AVS 60th International Symposium and Exhibition | |
Thin Film | Thursday Sessions |
Session TF+AS+EM+NS+SS-ThM |
Session: | Thin Film: Growth and Characterization I |
Presenter: | M. Vargas, University of Texas at El Paso |
Authors: | M. Vargas, University of Texas at El Paso C.V. Ramana, University of Texas at El Paso |
Correspondent: | Click to Email |
Hafnium oxide (HfO2) is a unique material characterized by excellent chemical and physical properties. It is a wide band gap ( 5.5 eV) material, which makes it attractive for optoelectronics since it transparent from the ultraviolet to the mid-infrared region.
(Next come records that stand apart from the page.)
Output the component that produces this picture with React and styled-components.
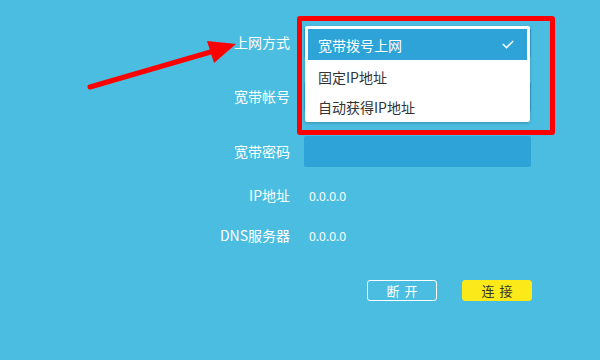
import React from "react";
import styled, { createGlobalStyle } from "styled-components";

const Global = createGlobalStyle`
  html, body { margin: 0; padding: 0; }
  body {
    width: 600px; height: 360px; overflow: hidden;
    background: #4bbde0;
    font-family: "Noto Sans CJK SC", "Noto Sans", sans-serif;
  }
`;

const Page = styled.div`
  position: relative;
  width: 600px;
  height: 360px;
  background: #4bbde0;
`;

const Form = styled.div`
  display: flex;
  flex-direction: column;
  padding-top: 28px;
`;

const Row = styled.div`
  display: flex;
  align-items: center;
  gap: 15px;
  height: ${(p) => p.$h || 30}px;
  margin-top: ${(p) => p.$mt || 0}px;
`;

const Label = styled.div`
  width: 290px;
  text-align: right;
  color: #fff;
  font-size: 14px;
  line-height: 1;
  margin-top: -2px;
`;

const Field = styled.div`
  position: relative;
  width: 227px;
  height: 100%;
  display: flex;
  align-items: center;
  margin-left: -1px;
`;

const Input = styled.div`
  width: 227px;
  height: 100%;
  background: #2ea3d8;
  border-radius: 2px;
`;

const Value = styled.div`
  color: #fff;
  font-size: 12px;
  padding-left: 5px;
  font-family: "Noto Sans", sans-serif;
`;

const Menu = styled.div`
  position: absolute;
  left: 1px;
  top: -2px;
  width: 219px;
  padding: 3px 3px 0;
  background: #fff;
  border-radius: 2px;
  box-shadow: 0 1px 3px rgba(0, 0, 0, 0.25);
  z-index: 2;
`;

const Item = styled.div`
  display: flex;
  align-items: center;
  justify-content: space-between;
  height: ${(p) => (p.$selected ? 31 : 30)}px;
  margin-bottom: ${(p) => (p.$selected ? 2 : 0)}px;
  padding: 0 13px 0 10px;
  font-size: 14px;
  color: ${(p) => (p.$selected ? "#fff" : "#333")};
  background: ${(p) => (p.$selected ? "#2ea3d8" : "transparent")};
`;

const Buttons = styled.div`
  display: flex;
  gap: 25px;
  margin-top: 29px;
  padding-left: 367px;
`;

const Button = styled.div`
  box-sizing: border-box;
  width: 70px;
  height: 21px;
  display: flex;
  align-items: center;
  justify-content: center;
  border-radius: 3px;
  font-size: 13px;
  letter-spacing: 5px;
  text-indent: 5px;
  border: 1px solid ${(p) => (p.$primary ? "#fbe91a" : "#fff")};
  background: ${(p) => (p.$primary ? "#fbe91a" : "transparent")};
  color: ${(p) => (p.$primary ? "#333" : "#fff")};
`;

const RedBox = styled.div`
  position: absolute;
  left: 297px;
  top: 16px;
  width: 258px;
  height: 119px;
  box-sizing: border-box;
  border: 5px solid #ff0000;
  border-radius: 3px;
  z-index: 3;
  pointer-events: none;
`;

const Arrow = styled.svg`
  position: absolute;
  left: 0;
  top: 0;
  z-index: 3;
`;

export default function App() {
  return (
    <Page>
      <Global />
      <Form>
        <Row>
          <Label>上网方式</Label>
          <Field>
            <Input />
            <Menu>
              <Item $selected>
                <span>宽带拨号上网</span>
                <svg width="12" height="9" viewBox="0 0 12 9">
                  <path d="M0.8 4 L4.5 7.6 L11.2 1" fill="none" stroke="#fff" strokeWidth="1.5" />
                </svg>
              </Item>
              <Item>固定IP地址</Item>
              <Item>自动获得IP地址</Item>
            </Menu>
          </Field>
        </Row>
        <Row $mt={24}>
          <Label>宽带帐号</Label>
          <Field>
            <Input />
          </Field>
        </Row>
        <Row $mt={24} $h={31}>
          <Label>宽带密码</Label>
          <Field>
            <Input />
          </Field>
        </Row>
        <Row $mt={14}>
          <Label>IP地址</Label>
          <Field>
            <Value>0.0.0.0</Value>
          </Field>
        </Row>
        <Row $mt={10}>
          <Label>DNS服务器</Label>
          <Field>
            <Value>0.0.0.0</Value>
          </Field>
        </Row>
        <Buttons>
          <Button>断开</Button>
          <Button $primary>连接</Button>
        </Buttons>
      </Form>
      <RedBox />
      <Arrow width="600" height="360" viewBox="0 0 600 360">
        <line x1="90" y1="87" x2="214" y2="51" stroke="#ff0000" strokeWidth="5" strokeLinecap="round" />
        <polygon points="236,44 207,41 214,63" fill="#ff0000" />
      </Arrow>
    </Page>
  );
}
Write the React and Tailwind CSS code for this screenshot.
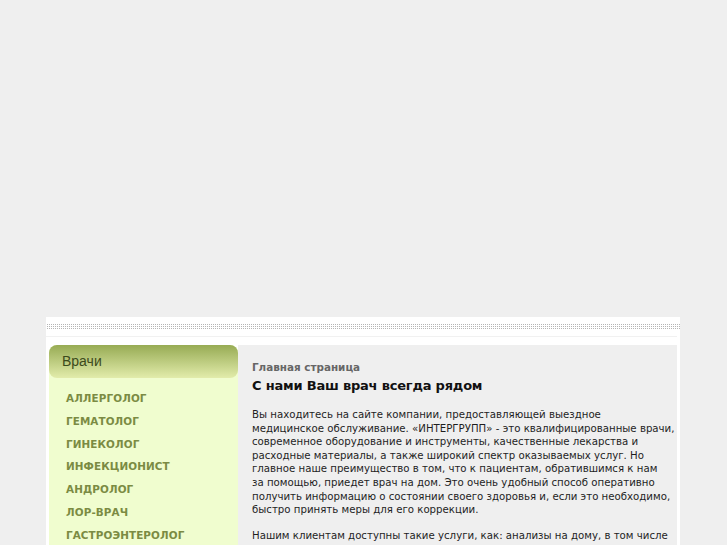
import React from "react";

const items = [
  "АЛЛЕРГОЛОГ",
  "ГЕМАТОЛОГ",
  "ГИНЕКОЛОГ",
  "ИНФЕКЦИОНИСТ",
  "АНДРОЛОГ",
  "ЛОР-ВРАЧ",
  "ГАСТРОЭНТЕРОЛОГ",
];

const p1 = [
  "Вы находитесь на сайте компании, предоставляющей выездное",
  "медицинское обслуживание. «ИНТЕРГРУПП» - это квалифицированные врачи,",
  "современное оборудование и инструменты, качественные лекарства и",
  "расходные материалы, а также широкий спектр оказываемых услуг. Но",
  "главное наше преимущество в том, что к пациентам, обратившимся к нам",
  "за помощью, приедет врач на дом. Это очень удобный способ оперативно",
  "получить информацию о состоянии своего здоровья и, если это необходимо,",
  "быстро принять меры для его коррекции.",
];

const p2 = [
  "Нашим клиентам доступны такие услуги, как: анализы на дому, в том числе",
  "забор крови на дому, капельницы на дому и многое другое.",
];

export default function App() {
  return (
    <div className="w-[727px] h-[545px] overflow-hidden bg-[#efefef] pt-[317px] font-['DejaVu_Sans',sans-serif]">
      <div className="ml-[46px] w-[634px] h-[228px] bg-white pt-[6px]">
        <div className="h-[7px] bg-[linear-gradient(90deg,#fff_1px,transparent_1px),linear-gradient(#fff_1px,#b5b5b5_1px)] bg-[length:2px_2px]" />
        <div className="mt-[6px] h-px w-[631px] bg-[#f1f1f1]" />
        <div className="mt-[8px] flex pl-[3px]">
          <div className="w-[189px] rounded-t-[8px] bg-[#f0fdcf] h-[300px]">
            <div className="h-[33px] rounded-[8px] bg-[linear-gradient(#97ab54,#e2ecab)] pl-[13px] flex items-center font-['Liberation_Sans',sans-serif] text-[14px] text-[#3c4a1c]">
              Врачи
            </div>
            <ul className="pt-[9px] pl-[17px]">
              {items.map((t) => (
                <li
                  key={t}
                  className="h-[22.8px] leading-[23px] text-[10.4px] font-bold tracking-[0.1px] text-[#7b8b43]"
                >
                  {t}
                </li>
              ))}
            </ul>
          </div>
          <div className="w-[439px] bg-[#efefef] h-[300px] pl-[14px] pt-[15px] text-[#1a1a1a]">
            <div className="text-[10.4px] font-bold leading-[14px] text-[#666]">
              Главная страница
            </div>
            <h1 className="mt-[3px] text-[13px] leading-[18px] font-bold tracking-[-0.2px] text-[#111]">
              С нами Ваш врач всегда рядом
            </h1>
            <p className="mt-[13px] text-[10.2px] leading-[13.6px] text-[#1e1e1e]">
              {p1.map((l) => (
                <span key={l} className="block whitespace-nowrap">{l}</span>
              ))}
            </p>
            <p className="mt-[12.4px] text-[10.2px] leading-[13.6px] text-[#1e1e1e]">
              {p2.map((l) => (
                <span key={l} className="block whitespace-nowrap">{l}</span>
              ))}
            </p>
          </div>
        </div>
      </div>
    </div>
  );
}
Being a promising high-k dielectric, HfO2 has a strong potential to replace silicon oxide as the insulator in CMOS devices. HfO2 exhibits various polymorphs; the thermodynamic stability and phase existence depends on the temperature and pressure conditions. Controlled growth and manipulation of specific crystal structures of HfO2 at the nanoscale dimensions has important technological implications. The present work entails a detailed analysis of growth behavior, microstructure, and optical properties of monoclinic HfO2 films as a function of growth temperature. In addition, the effect of post-deposition annealing temperature was also studied. HfO2 thin films were grown by RF magnetron sputtering onto silicon (100) and quartz substrates by keeping power, pressure, and flow of Ar and O2 and their ratio (70:30) constant, but varying growth temperature from room temperature to 600 C. A thorough characterization was performed through scanning electron microscopy (SEM), transmission electron microscopy (TEM), atomic force microscopy (AFM), and grazing incidence x-ray diffraction (GIXRD). Optical properties were evaluated using spectrophotometric and ellipsometry measurements. GIXRD data revealed a well oriented structure along (-111) as temperature increases, and an evident crystallization temperature at 300 C. The grain sizes measured were in the range of 15 to 20 nm; grain sizes increased with temperature. While SEM and AFM analyses also indicate the grain size with increasing temperature, roughness of the films exhibits a decreasing tendency with increasing temperature. Optical data revealed a double band gap for temperatures higher than RT as well as an increase in band gap with increasing growth temperature. The band gap for at HfO2 thin films grown at RT was found to be 5.7 eV. The band gap increased to values of ~6.2 eV with increasing growth temperature. A correlation between growth conditions, microstructure and optical properties of nanocrystalline HfO2 thin films is discussed.